A lot of people told me the same thing (the 2.5 age thing) and I thought it wouldn't be true with my ds, but it was!! Soo hang tight and hope/assume it will all work out soon
post #4 of 12
Thread Starter 
Umm...he turns 2 in Jan. I MUST pass the bar in FEB so that I can even GET a job. W/o a job I can't provide for us. 2.5 yo is WAY too late for me. Like I said, it has to happen SOON b/c I need to graduate.

sorry, nak
post #5 of 12


It took a little while after nightweaning before Liam STTN.. He did start sleeping a LOT better about 1-2 months after though (like only waking up 2-3 times and going right back to sleep). Have you tried moving him to his own bed in another room? What do you do to get him back to sleep when he does wake up? I think the less you do, the better and sooner he will learn to sleep. Not suggesting CIO, but just try to remain calm and firm and tell him "shh, it is time to sleep." and maybe just rub/pat his back. When we moved Liam to his own bed (we did have DH take over wakeups though) he started STTN, or only waking once. I think being in the room with us was too stimulating for him. Even while getting his 2 year molars he only woke up once or so a night, and he was ALWAYS super affected by teething. Now that they are all in, he STTN every night. He finished getting them in around 23/24 months.
post #6 of 12
Thread Starter 
I wish I could move him to another room, but he won't sleep in his pack n play, and we only have a one bedroom apartment. I would put him in the LR, but its loud in there since the elevator is right by my apartment so we can hear the door opening and closing. It might work, but I'd have to get him to sleep in the pack n play. And if he falls asleep in my bed, and I move him, he gets scared when he wakes up (since he isn't where he fell asleep). He slept better over the summer some, and he was in bed with me, so I don't think thats the problem.

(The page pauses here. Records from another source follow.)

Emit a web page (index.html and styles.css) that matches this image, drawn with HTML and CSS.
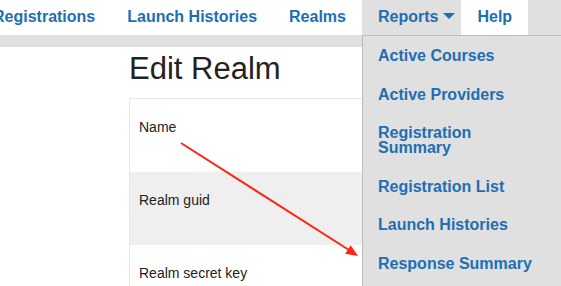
FILE: index.html
```html
<!DOCTYPE html>
<html lang="en">
<head>
    <meta charset="UTF-8">
    <meta name="viewport" content="width=device-width, initial-scale=1.0">
    <title>Edit Realm</title>
    <link rel="stylesheet" href="styles.css">
</head>
<body>
    <header class="topbar">
        <nav class="menu">
            <a class="menu-item" href="#">Registrations</a>
            <a class="menu-item" href="#">Launch Histories</a>
            <a class="menu-item" href="#">Realms</a>
            <div class="menu-item reports">
                <a href="#">Reports<span class="caret"></span></a>
                <ul class="dropdown">
                    <li><a href="#">Active Courses</a></li>
                    <li><a href="#">Active Providers</a></li>
                    <li><a href="#">Registration Summary</a></li>
                    <li><a href="#">Registration List</a></li>
                    <li><a href="#">Launch Histories</a></li>
                    <li><a href="#">Response Summary</a></li>
                </ul>
            </div>
            <a class="menu-item" href="#">Help</a>
        </nav>
    </header>

    <div class="page">
        <h1>Edit Realm</h1>
        <div class="form-box">
            <div class="field-row">Name</div>
            <div class="field-row alt">Realm guid</div>
            <div class="field-row">Realm secret key</div>
        </div>
    </div>

    <!-- annotation arrow -->
    <svg class="note-arrow" width="561" height="286" viewBox="0 0 561 286">
        <line x1="181" y1="143" x2="349" y2="250" stroke="#ff2414" stroke-width="2"/>
        <polygon points="358,256 345.2,253.7 350.6,245.3" fill="#ff2414"/>
    </svg>
</body>
</html>
```

FILE: styles.css
```css
body {
    margin: 0;
    font-family: "Liberation Sans", Arial, sans-serif;
    color: #222;
    background: #fff;
    overflow: hidden;
}
a {
    text-decoration: none;
    color: #1e6eb4;
}
.topbar {
    background: #e0e0e0;
    padding-bottom: 12px;
}
.menu {
    display: flex;
    margin-left: -23px;
}
.menu-item {
    display: block;
    background: #fff;
    padding: 0 16px 2px;
    line-height: 33px;
    font-size: 16px;
    font-weight: bold;
    white-space: nowrap;
}
.reports {
    position: relative;
    background: #e0e0e0;
    padding-right: 6px;
}
.caret {
    display: inline-block;
    margin-left: 5px;
    width: 0;
    height: 0;
    border-left: 6px solid transparent;
    border-right: 6px solid transparent;
    border-top: 6px solid #1e6eb4;
    vertical-align: 3px;
}
.dropdown {
    position: absolute;
    top: 35px;
    left: 0;
    width: 199px;
    margin: 0;
    padding: 0 0 40px;
    list-style: none;
    background: #e0e0e0;
    border-top: 1px solid #bcbcbc;
    border-left: 1px solid #bcbcbc;
    white-space: normal;
}
.dropdown a {
    display: block;
    padding: 12px 15px 11.5px;
    line-height: 15px;
}
.page {
    padding-left: 129px;
}
h1 {
    margin: 5px 0 12px;
    font-size: 31px;
    font-weight: normal;
    line-height: 34px;
    color: #222;
}
.form-box {
    width: 420px;
    border: 1px solid #e6e6e6;
}
.field-row {
    padding: 20px 9px 37px;
    font-size: 14px;
    line-height: 16px;
}
.field-row.alt {
    background: #efefef;
}
.note-arrow {
    position: absolute;
    top: 0;
    left: 0;
    pointer-events: none;
}
```
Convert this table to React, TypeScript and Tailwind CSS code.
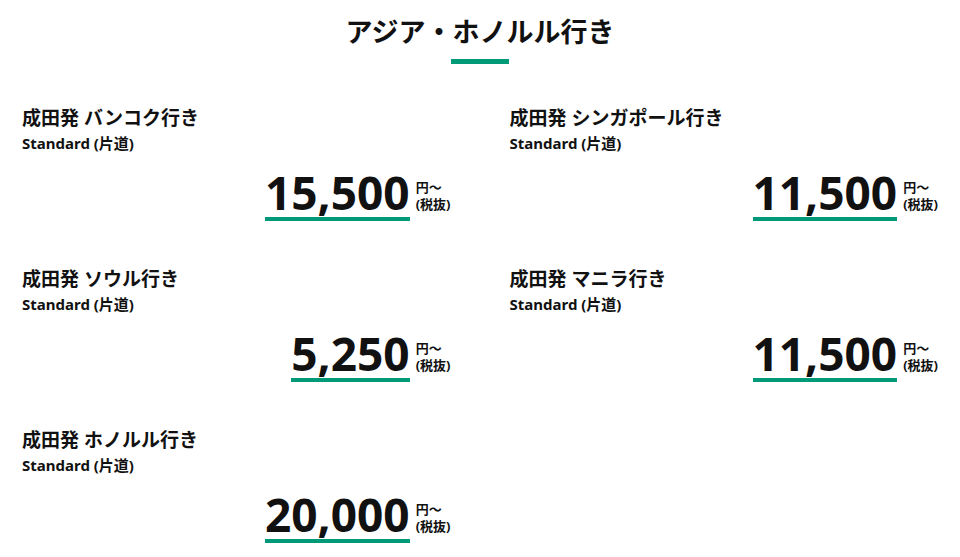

Maybe a toddler bed in my room? I don't really have room, so I don't know if that would work anyway.

When he does wake up I try to just shush and pat his back, but he doesn't stay laying down unless I physically lay him down - he sits up and screams blue murder. I really don't get it. The teething is definitely the issue - but motrin or tylenol doesn't seem to be doing the trick right now (he has more teething issues than me and my 2 brothers combined according to my mom - and I believe her. He's a MONSTER when he's teething).
post #7 of 12
Maybe try "playing dead" for a few nights in a row and see if that helps? When he wakes up just lay there and pretend to be asleep.. maybe just say "lay down, go back to sleep" but don't physically touch him. If he seems to sleep better with you I wouldn't try moving him, especially because that could be more disruptive to your sleep as well.
post #8 of 12
Thread Starter 
I've actually tried that - it made it worse. He bashes his head against mine. I hope his teeth don't take 2 months again.

He's so stubborn (he gets it from me). It's a good thing he's cute since I can't stay mad at him when he gives me those giant puppy eyes.
post #9 of 12
I do the play dead thing. and then any head bashing or any other kind of thing is a discipline issue. I leave the room if they hurt me. Day or night.
post #10 of 12
I would try putting him to sleep in your bed, and you sleeping somewhere else for the night (living room floor, wherever), just to see if he sleeps better on his own. And of course go to him if he starts crying.

Do you offer him water when he wakes up in the middle of the night?
post #11 of 12
My dd slept through the night at 38 months.She woke up for the day at 4:3o.She woke up once or twice in the nightthen went right back to sleep after,water or covers.

She was a horrid horrid sleeper for the first 2 years if she had any wheat or dairy products,and if I did (when nursing). That might help??

Also Amber necklace day and night when teething.
post #12 of 12
Thread Starter 
He definitely doesn't have any food sensitivities - he eats anything and everything and never reacted to anything in breastmilk. No reflux, nothing.

I think I should try one of the teething necklaces - but what do daycares think of them? He's in daycare 4 days/week, and I don't know how they would feel about one.

How long should it be too? I don't want him to choke (obviously!), so how long/short should it be so that its not too tight or too loose???